Couldn’t we have some interesting conversations if we looked at the issues and the substance?
Isn’t this just another lament about the horse-race aspect of the campaign? Yes, it is.
update: See, this is why I love Katha Pollitt. Pollitt wrote:
that the “sulfurous emanations” about Mrs. Clinton made her want to write a check to her campaign, knock on doors, vote for her twice — even though she’d probably choose another candidate on policy grounds. “The hysterical insults flung at Hillary Clinton are just a franker, crazier version of the everyday insults — shrill, strident, angry, ranting, unattractive — that are flung at any vaguely liberal mildly feminist woman who shows a bit of spirit and independence,” she wrote, “who puts herself out in the public realm, who doesn’t fumble and look up coyly from underneath her hair and give her declarative sentences the cadence of a question.”

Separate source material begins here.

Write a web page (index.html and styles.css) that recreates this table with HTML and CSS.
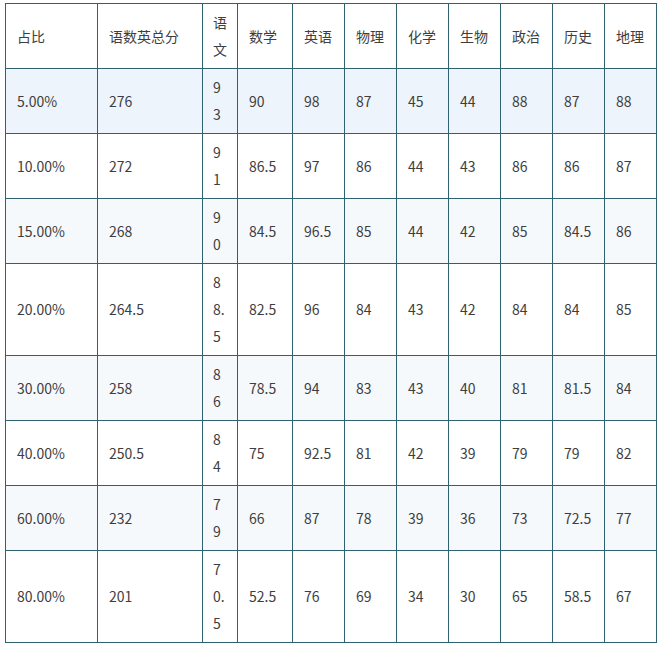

That’s pretty much exactly how I feel. And although Hillary isn’t interesting enough for me to read a whole book about her, I might try to get this essay by Pollitt.
To make things even better, this quote was actually from an article in the NYT that is actually on this exact topic: Postfeminism and Other Fairy Tales by Kate Zernike. It’s just a start but it’s good to see it, and maybe a little NYT coverage (albeit in Week in Review) will start at least a little self-reflection in other media.